Heck, why not six months?
You gotta love that ceiling. |
Spend a leisurely hour on the
croquet lawn with the family and discover who isn't a team player. Better to know now rather than later in your dottage, when it
will be too late.
Put those rusty golfing skills to use. Savour the crack of wood on wood. Go out in the midday sun. Make the agonising decision to croquet someone or not to croquet. |
Go for a wander around the farm tracks and
startle the deer, flush the pheasant, surprise the rabbits and follow the trail of the fox.
Marvel at the density of the English wheatfield. If your Australian, take a really good look, it won't be like that when you get home. Take a family member and explain that to them. |
Wander down the paddock to where a wooden castle with a one hundred foot tower was built in
1050 (yes, that is 946 years ago) and wonder why it was razed 100 years later. The mound remains, on top of which once flourished
an oak tree that lived for several hundred years, with only the stump remaining, cleverly fashioned into a castel turret.
Climb the turret and marvel at the English countryside. Close your eyes, then do it again. |
Walk the rides through the 'new forest' planted in 1989 and looking wonderful for 15 year's growth.
The forest planting and maintenance is a reflection of the conservation principles practiced by the present incumbents. And, might I say, it is award-winning practice. |
Dance in the forest glades - clothing optional - by yourself if partners are scarce. As
the mood takes you - and it will.
Alternatively, for those with stinging nettle phobias, keep your arms raised on entering the ride. |
If your luck is really
in, the delightful hostess with the mostess will take you for a wander down to the latest new forest. A lot of the small trees have
been planted by children groups in the last two years and a lot of plants sown by innovative methods.
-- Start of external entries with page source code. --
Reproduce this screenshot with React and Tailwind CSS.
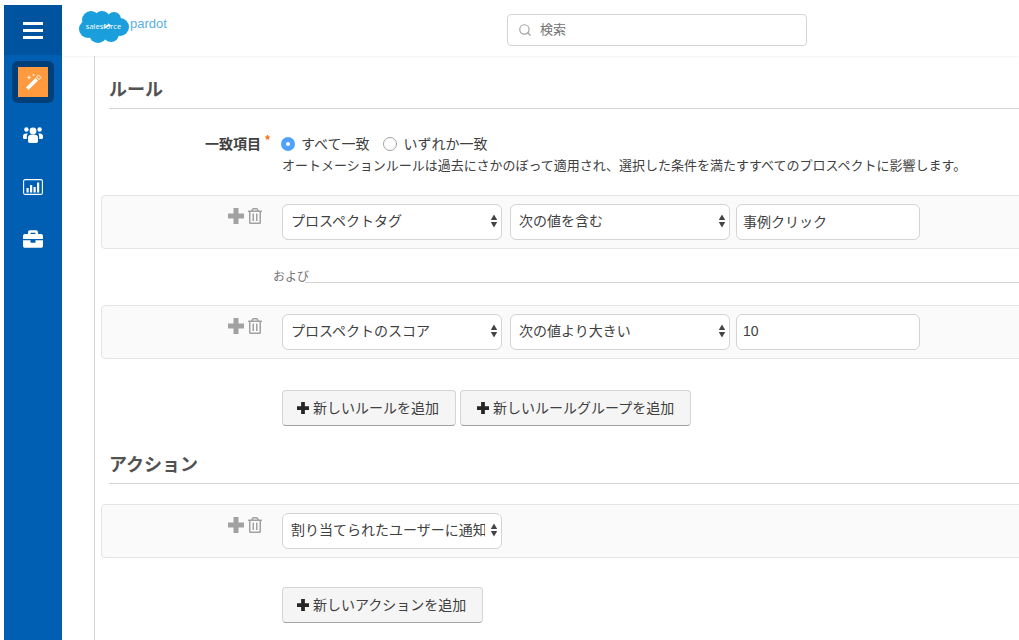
import React from 'react';
import { FaBriefcase, FaRegTrashAlt } from 'react-icons/fa';
import { Search } from 'lucide-react';

const fontClass = "font-['Liberation_Sans','Noto_Sans_CJK_JP',sans-serif]";

const CloudLogo = () => (
  <svg viewBox="0 0 52 36" className="w-13 h-9">
    <g fill="#1a9fdc">
      <circle cx="13" cy="11" r="9" />
      <circle cx="24" cy="10" r="8" />
      <circle cx="36" cy="10" r="7" />
      <circle cx="42" cy="18" r="9" />
      <circle cx="10" cy="20" r="9" />
      <circle cx="20" cy="25" r="9" />
      <circle cx="33" cy="25" r="8" />
    </g>
    <text x="25.5" y="20" textAnchor="middle" fill="#fff" fontSize="7.5" fontFamily="Open Sans, sans-serif">
      salesforce
    </text>
  </svg>
);

const WandIcon = () => (
  <svg viewBox="0 0 20 20" className="w-5 h-5" fill="#fff">
    <path d="M3 15.500 12.500 6l2.500 2.500L5.500 18z" />
    <path d="M13.500 5l2-2L18 5.500l-2 2z" fill="none" stroke="#fff" strokeWidth="1" />
    <path d="M6 3l.6 1.900L8.500 5.500l-1.900.6L6 8l-.6-1.900L3.500 5.500l1.900-.6z" />
    <path d="M10.500 1.500l.4 1.100 1.100.4-1.100.4-.4 1.100-.4-1.100L9 3l1.100-.4z" />
  </svg>
);

const UsersIcon = () => (
  <svg viewBox="0 0 20 19" className="w-5 h-5" fill="#fff">
    <circle cx="3.400" cy="4" r="2.200" />
    <circle cx="16.600" cy="4" r="2.200" />
    <circle cx="10" cy="5.400" r="3.400" />
    <path d="M0 11c0-2 1-3 3.400-3 .6 0 1 .1 1.400.3-.7.8-1 1.700-1 3v2.200H1.500C.6 13.500 0 12.900 0 12z" />
    <path d="M20 11c0-2-1-3-3.400-3-.6 0-1 .1-1.400.3.7.8 1 1.700 1 3v2.200h2.300c.9 0 1.500-.6 1.500-1.500z" />
    <path d="M5 12c0-2 1.500-3 5-3s5 1 5 3v3.500c0 1-.7 2-2 2H7c-1.300 0-2-1-2-2z" />
  </svg>
);

const ChartIcon = () => (
  <svg viewBox="0 0 20 16" className="w-5 h-4">
    <rect x="0.600" y="0.600" width="18.800" height="14.800" rx="1.500" fill="none" stroke="#fff" strokeWidth="1.100" />
    <g fill="#fff">
      <rect x="3.500" y="9" width="2.200" height="4.500" />
      <rect x="7" y="6" width="2.200" height="7.500" />
      <rect x="10.500" y="8" width="2.200" height="5.500" />
      <rect x="14" y="3.500" width="2.200" height="10" />
    </g>
  </svg>
);

const PlusIcon = ({ className }) => (
  <svg viewBox="0 0 16 16" className={className} fill="currentColor">
    <path d="M5.500 0h5v5.500H16v5h-5.500V16h-5v-5.500H0v-5h5.500z" />
  </svg>
);

const SelectArrows = () => (
  <svg viewBox="0 0 7 13" className="w-2 h-3.5 absolute right-1 top-2.5 pointer-events-none" fill="#444">
    <path d="M3.500 0.500 6.500 5.500H.5z" />
    <path d="M3.500 12.500.5 7.500h6z" />
  </svg>
);

const Select = ({ value, className }) => (
  <div className={`relative ${className}`}>
    <select
      defaultValue={value}
      className="appearance-none w-full h-9 pl-2 pr-4 pb-0.5 bg-white border border-neutral-300 rounded-md text-sm text-neutral-700"
    >
      <option>{value}</option>
    </select>
    <SelectArrows />
  </div>
);

const FormRow = ({ left, children, className = '' }) => (
  <div className={`flex gap-5 border ${className}`}>
    <div className="w-40 flex justify-end shrink-0">{left}</div>
    {children}
  </div>
);

const RuleRow = ({ children, className = '' }) => (
  <FormRow
    className={`bg-neutral-50 border-neutral-200 rounded-l py-2 -mr-2 ${className}`}
    left={
      <div className="flex items-center gap-1 h-6 text-neutral-400">
        <PlusIcon className="w-4 h-4" />
        <FaRegTrashAlt className="w-3.5 h-4" />
      </div>
    }
  >
    {children}
  </FormRow>
);

const AddButton = ({ children, className = 'pl-3.5' }) => (
  <button className={`flex items-center gap-1 h-9 pr-4 bg-neutral-100 border border-neutral-300 border-b-neutral-400 rounded text-sm text-neutral-700 ${className}`}>
    <PlusIcon className="w-3 h-3 text-neutral-800" />
    {children}
  </button>
);

const SectionHeading = ({ children, className = '' }) => (
  <h2 className={`ml-2 pb-1 border-b border-neutral-300 text-lg font-bold text-neutral-600 ${className}`}>{children}</h2>
);

const Field = ({ value }) => (
  <input
    defaultValue={value}
    className="w-46 h-9 px-1.5 pb-0.5 bg-white border border-neutral-300 rounded-md text-sm text-neutral-700"
  />
);

const App = () => {
  return (
    <div className={`flex h-screen overflow-hidden bg-white ${fontClass}`}>
      <aside className="ml-1 mt-1.25 w-[58px] shrink-0 bg-[#005fb2] flex flex-col items-center">
        <div className="w-full h-12.5 bg-[#00549f] flex flex-col items-center justify-center gap-1">
          <span className="w-5 h-0.75 bg-white" />
          <span className="w-5 h-0.75 bg-white" />
          <span className="w-5 h-0.75 bg-white" />
        </div>
        <div className="mt-1.5 p-1.5 bg-[#003f78] rounded-md">
          <div className="w-7.5 h-7.5 bg-[#ff9a3e] flex items-center justify-center">
            <WandIcon />
          </div>
        </div>
        <div className="mt-5.5 flex flex-col items-center gap-8.5 text-white">
          <UsersIcon />
          <ChartIcon />
          <FaBriefcase className="w-5 h-5" />
        </div>
      </aside>

      <div className="flex-1 min-w-0 flex flex-col">
        <header className="h-14 pt-1 shrink-0 flex items-center bg-white shadow-xs">
          <div className="ml-4 -mt-1.5 flex items-center">
            <CloudLogo />
            <span className="-mt-1.5 text-[13px] text-[#5ab0e0]">pardot</span>
          </div>
          <div className="ml-85 w-75 h-8 flex items-center gap-2 px-2.5 border border-neutral-300 rounded">
            <Search className="w-3.5 h-3.5 text-neutral-400" />
            <span className="text-[13px] text-neutral-500">検索</span>
          </div>
        </header>

        <main className="flex-1 min-h-0 ml-8 pl-1.5 border-l border-neutral-300 overflow-hidden">
          <SectionHeading className="mt-5">ルール</SectionHeading>

          <FormRow
            className="mt-6 border-transparent"
            left={
              <span className="relative pr-px text-sm font-bold text-neutral-700">
                一致項目
                <span className="absolute -right-2 -top-0.5 text-xs text-orange-500">*</span>
              </span>
            }
          >
            <div>
              <div className="flex items-center gap-1.5 text-sm text-neutral-700">
                <span className="-ml-px w-3.5 h-3.5 rounded-full bg-blue-400 flex items-center justify-center">
                  <span className="w-1 h-1 rounded-full bg-white" />
                </span>
                <span>すべて一致</span>
                <span className="ml-2 w-3.5 h-3.5 rounded-full border border-neutral-400" />
                <span>いずれか一致</span>
              </div>
              <p className="mt-0.5 text-[13px] text-neutral-700 whitespace-nowrap">
                オートメーションルールは過去にさかのぼって適用され、選択した条件を満たすすべてのプロスペクトに影響します。
              </p>
            </div>
          </FormRow>

          <RuleRow className="mt-4.5">
            <Select value="プロスペクトタグ" className="w-55" />
            <Select value="次の値を含む" className="-ml-3 w-55" />
            <div className="-ml-3.5">
              <Field value="事例クリック" />
            </div>
          </RuleRow>

          <div className="mt-5 ml-43 flex items-end h-4">
            <span className="text-xs text-neutral-500">および</span>
            <span className="flex-1 -ml-1 mb-0.5 border-b border-neutral-300" />
          </div>

          <RuleRow className="mt-5">
            <Select value="プロスペクトのスコア" className="w-55" />
            <Select value="次の値より大きい" className="-ml-3 w-55" />
            <div className="-ml-3.5">
              <Field value="10" />
            </div>
          </RuleRow>

          <FormRow className="mt-7.5 border-transparent">
            <div className="flex gap-1">
              <AddButton>新しいルールを追加</AddButton>
              <AddButton className="pl-4">新しいルールグループを追加</AddButton>
            </div>
          </FormRow>

          <SectionHeading className="mt-6">アクション</SectionHeading>

          <RuleRow className="mt-5">
            <Select value="割り当てられたユーザーに通知" className="w-55" />
          </RuleRow>

          <FormRow className="mt-7 border-transparent">
            <div>
              <AddButton>新しいアクションを追加</AddButton>
            </div>
          </FormRow>
        </main>
      </div>
    </div>
  );
};

export default App;
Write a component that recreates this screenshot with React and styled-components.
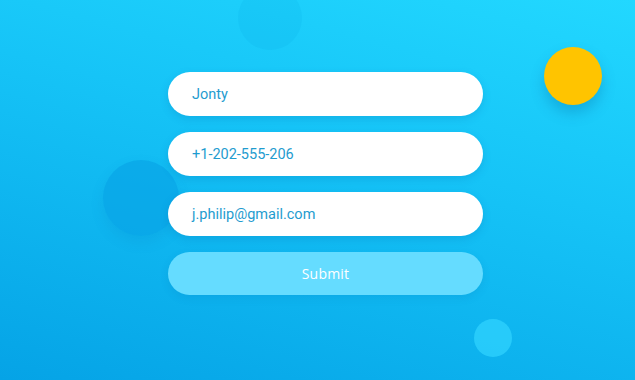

Remember to close the gate to keep the rabbits and hares out. This protects the seedlings. Another 15 years and this spot will be flush with forest, and Juliet will be standing in the shade (if that is possible). A tribute indeed. |
Arrive at the right time of
year and the seasonal fresh produce from the garden will be raspberries. Beautiful. And that is just the picker.
Tasty too. Go to top of page |
The family guinea pigs
in the kitchen garden have been variously described as 'just delicious' and even 'scrumptious'.
They say the proof of the pudding is in the eating.... |
Visit nearby Lavenham village and be impressed by buildings that defy the plumbline.
Great old houses built hundreds of years ago with their great oak beams. One is interesting. A whole street impressive. A whole village extraordinary. |
Now the top half of this house
may look like it is about to fall, but like the tower in Pisa, it has been that way for a long time,
and hasn't fallen yet. In fact, if it is anything like the Pisa tower, it was never straight.
This is one of the enigmas of these tudor houses. Were they built to the camber of the timber with the slant, or have they gradually deformed to their present positions? Perhaps the buiilders, architects or historians among you can tell me? |
The English market. In this case, Sudbury in Suffolk. And at this time of year, bursting with lovely
English strawberries.
Yummmmm. |
Back through London, the highlight of our last day there being a visit to Tower Bridge. Juat as we
walked down past the Tower of London, the bridge opened up for a tall masted ship! Considering it opens over 300 times a year,
perhaps it is not such a rare event, but it was interesting nonetheless.
The tour of Tower Bridge was interesting too, as was the view from the upper walkway. |
When you see those white cliffs of Dover, you are either coming or going. Not to know which is a common problem.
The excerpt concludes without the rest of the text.